→ **Given material**:
####################

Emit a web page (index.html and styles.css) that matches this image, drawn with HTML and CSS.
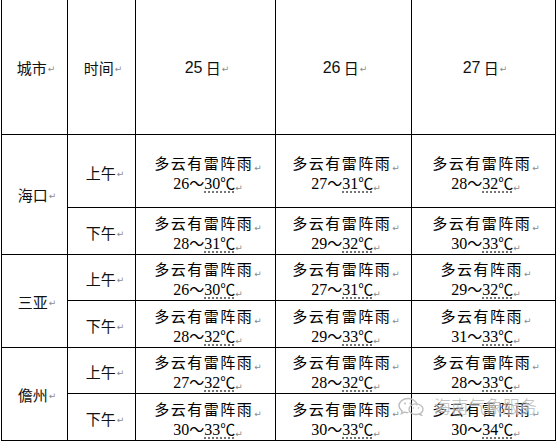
FILE: index.html
```html
<!DOCTYPE html>
<html lang="zh">
<head>
<meta charset="utf-8">
<title>天气预报</title>
<link rel="stylesheet" href="styles.css">
</head>
<body>
<div class="page">
  <div class="sheet">
    <div class="cell head">城市<span class="pm">↵</span></div>
    <div class="cell head">时间<span class="pm">↵</span></div>
    <div class="cell head"><span class="num">25</span>&nbsp;日<span class="pm">↵</span></div>
    <div class="cell head"><span class="num">26</span>&nbsp;日<span class="pm">↵</span></div>
    <div class="cell head"><span class="num">27</span>&nbsp;日<span class="pm">↵</span></div>

    <div class="cell city">海口<span class="pm">↵</span></div>
    <div class="cell time">上午<span class="pm">↵</span></div>
    <div class="cell data"><p class="w">多云有雷阵雨<span class="pm">↵</span></p><p class="t">26<span class="cj">～</span><span class="u">30<span class="cj">℃</span></span><span class="pm">↵</span></p></div>
    <div class="cell data"><p class="w">多云有雷阵雨<span class="pm">↵</span></p><p class="t">27<span class="cj">～</span><span class="u">31<span class="cj">℃</span></span><span class="pm">↵</span></p></div>
    <div class="cell data"><p class="w">多云有雷阵雨<span class="pm">↵</span></p><p class="t">28<span class="cj">～</span><span class="u">32<span class="cj">℃</span></span><span class="pm">↵</span></p></div>
    <div class="cell time">下午<span class="pm">↵</span></div>
    <div class="cell data"><p class="w">多云有雷阵雨<span class="pm">↵</span></p><p class="t">28<span class="cj">～</span><span class="u">31<span class="cj">℃</span></span><span class="pm">↵</span></p></div>
    <div class="cell data"><p class="w">多云有雷阵雨<span class="pm">↵</span></p><p class="t">29<span class="cj">～</span><span class="u">32<span class="cj">℃</span></span><span class="pm">↵</span></p></div>
    <div class="cell data"><p class="w">多云有雷阵雨<span class="pm">↵</span></p><p class="t">30<span class="cj">～</span><span class="u">33<span class="cj">℃</span></span><span class="pm">↵</span></p></div>

    <div class="cell city">三亚<span class="pm">↵</span></div>
    <div class="cell time">上午<span class="pm">↵</span></div>
    <div class="cell data"><p class="w">多云有雷阵雨<span class="pm">↵</span></p><p class="t">26<span class="cj">～</span><span class="u">30<span class="cj">℃</span></span><span class="pm">↵</span></p></div>
    <div class="cell data"><p class="w">多云有雷阵雨<span class="pm">↵</span></p><p class="t">27<span class="cj">～</span><span class="u">31<span class="cj">℃</span></span><span class="pm">↵</span></p></div>
    <div class="cell data"><p class="w">多云有阵雨<span class="pm">↵</span></p><p class="t">29<span class="cj">～</span><span class="u">32<span class="cj">℃</span></span><span class="pm">↵</span></p></div>
    <div class="cell time">下午<span class="pm">↵</span></div>
    <div class="cell data"><p class="w">多云有雷阵雨<span class="pm">↵</span></p><p class="t">28<span class="cj">～</span><span class="u">32<span class="cj">℃</span></span><span class="pm">↵</span></p></div>
    <div class="cell data"><p class="w">多云有雷阵雨<span class="pm">↵</span></p><p class="t">29<span class="cj">～</span><span class="u">33<span class="cj">℃</span></span><span class="pm">↵</span></p></div>
    <div class="cell data"><p class="w">多云有阵雨<span class="pm">↵</span></p><p class="t">31<span class="cj">～</span><span class="u">33<span class="cj">℃</span></span><span class="pm">↵</span></p></div>

    <div class="cell city">儋州<span class="pm">↵</span></div>
    <div class="cell time">上午<span class="pm">↵</span></div>
    <div class="cell data"><p class="w">多云有雷阵雨<span class="pm">↵</span></p><p class="t">27<span class="cj">～</span><span class="u">32<span class="cj">℃</span></span><span class="pm">↵</span></p></div>
    <div class="cell data"><p class="w">多云有雷阵雨<span class="pm">↵</span></p><p class="t">28<span class="cj">～</span><span class="u">32<span class="cj">℃</span></span><span class="pm">↵</span></p></div>
    <div class="cell data"><p class="w">多云有雷阵雨<span class="pm">↵</span></p><p class="t">28<span class="cj">～</span><span class="u">33<span class="cj">℃</span></span><span class="pm">↵</span></p></div>
    <div class="cell time">下午<span class="pm">↵</span></div>
    <div class="cell data"><p class="w">多云有雷阵雨<span class="pm">↵</span></p><p class="t">30<span class="cj">～</span><span class="u">33<span class="cj">℃</span></span><span class="pm">↵</span></p></div>
    <div class="cell data"><p class="w">多云有雷阵雨<span class="pm">↵</span></p><p class="t">30<span class="cj">～</span><span class="u">33<span class="cj">℃</span></span><span class="pm">↵</span></p></div>
    <div class="cell data"><p class="w">多云有雷阵雨<span class="pm">↵</span></p><p class="t">30<span class="cj">～</span><span class="u">34<span class="cj">℃</span></span><span class="pm">↵</span></p></div>
  </div>

  <div class="watermark">
    <svg class="wm-icon" width="28" height="20" viewBox="0 0 28 20" aria-hidden="true">
      <path d="M11 2.5c-5 0-9 3.2-9 7.1 0 2.2 1.2 4.1 3.2 5.4l-0.8 2.6 3-1.5c1.1 0.3 2.3 0.5 3.6 0.5" fill="none" stroke="#b8b8b8" stroke-width="1.4" stroke-linecap="round"/>
      <path d="M11 2.5c4.6 0 8.4 2.7 8.9 6.2" fill="none" stroke="#b8b8b8" stroke-width="1.4" stroke-linecap="round"/>
      <ellipse cx="19" cy="13.2" rx="7" ry="5.3" fill="none" stroke="#b8b8b8" stroke-width="1.4"/>
      <path d="M23.5 17.5l1.3 2-2.8-1.2" fill="none" stroke="#b8b8b8" stroke-width="1.2"/>
      <circle cx="8" cy="7.5" r="1" fill="#b8b8b8"/>
      <circle cx="13.5" cy="7.5" r="1" fill="#b8b8b8"/>
      <circle cx="16.5" cy="12" r="0.8" fill="#b8b8b8"/>
      <circle cx="21.5" cy="12" r="0.8" fill="#b8b8b8"/>
    </svg>
    <span class="wm-text">海南气象服务</span>
  </div>
</div>
</body>
</html>
```

FILE: styles.css
```css
html, body {
  margin: 0;
  padding: 0;
  background: #ffffff;
}

.page {
  position: relative;
  width: 558px;
  height: 441px;
  overflow: hidden;
  background: #ffffff;
}

.sheet {
  margin-left: 1px;
  width: 553px;
  display: grid;
  grid-template-columns: 65px 67px 139px 135px 143px;
  grid-template-rows: 134px 72px 46px 45px 46px 45px 46px;
  gap: 1px;
  padding: 0 1px 1px 1px;
  background: #000000;
}

.cell {
  background: #ffffff;
  display: flex;
  flex-direction: column;
  align-items: center;
  justify-content: center;
  color: #111111;
  font-family: "Noto Sans CJK SC", "Liberation Sans", sans-serif;
  font-size: 15px;
  line-height: 21px;
  text-align: center;
  white-space: nowrap;
}

.head {
  flex-direction: row;
  padding-top: 0;
  padding-left: 3px;
}

.head .num {
  font-family: "Liberation Sans", sans-serif;
  font-size: 16px;
}

.city {
  grid-row: span 2;
  flex-direction: row;
  padding-left: 5px;
  padding-top: 0;
}

.time {
  flex-direction: row;
  padding-left: 7px;
  padding-top: 2px;
}

.data {
  padding-left: 5px;
  padding-top: 3px;
}

.data p {
  margin: 0;
  height: 21px;
  line-height: 21px;
}

.w {
  font-size: 15px;
  letter-spacing: 1.5px;
  font-weight: 400;
  color: #000000;
}

.t {
  font-family: "Liberation Serif", serif;
  font-size: 16px;
  color: #000000;
}

.cj {
  font-family: "Noto Sans CJK SC", sans-serif;
  font-size: 15px;
  line-height: 1;
}

.t .cj:last-child {
  letter-spacing: -1px;
}

.u {
  text-decoration: underline dotted #555555;
  text-underline-offset: 3px;
}

.pm {
  font-family: "DejaVu Sans", sans-serif;
  font-size: 9px;
  line-height: 1;
  color: #8a8a8a;
  letter-spacing: 0;
  font-weight: 400;
  margin-left: 1px;
  position: relative;
  top: 2px;
  text-decoration: none;
}

.watermark {
  position: absolute;
  left: 397px;
  top: 396px;
  display: flex;
  align-items: center;
  gap: 9px;
  opacity: 0.9;
}

.wm-text {
  font-family: "Noto Sans CJK SC", sans-serif;
  font-size: 17px;
  font-weight: 300;
  letter-spacing: 0.2px;
  color: #b4b4b4;
  line-height: 20px;
  text-shadow: 0 0 2px #ffffff, 0 0 2px #ffffff;
}
```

####################

→ **Problem**: Each line in the listing above that contains "page" should be copied.

→ **Right answer**:
Emit a web page (index.html and styles.css) that matches this image, drawn with HTML and CSS.
<div class="page">
.page {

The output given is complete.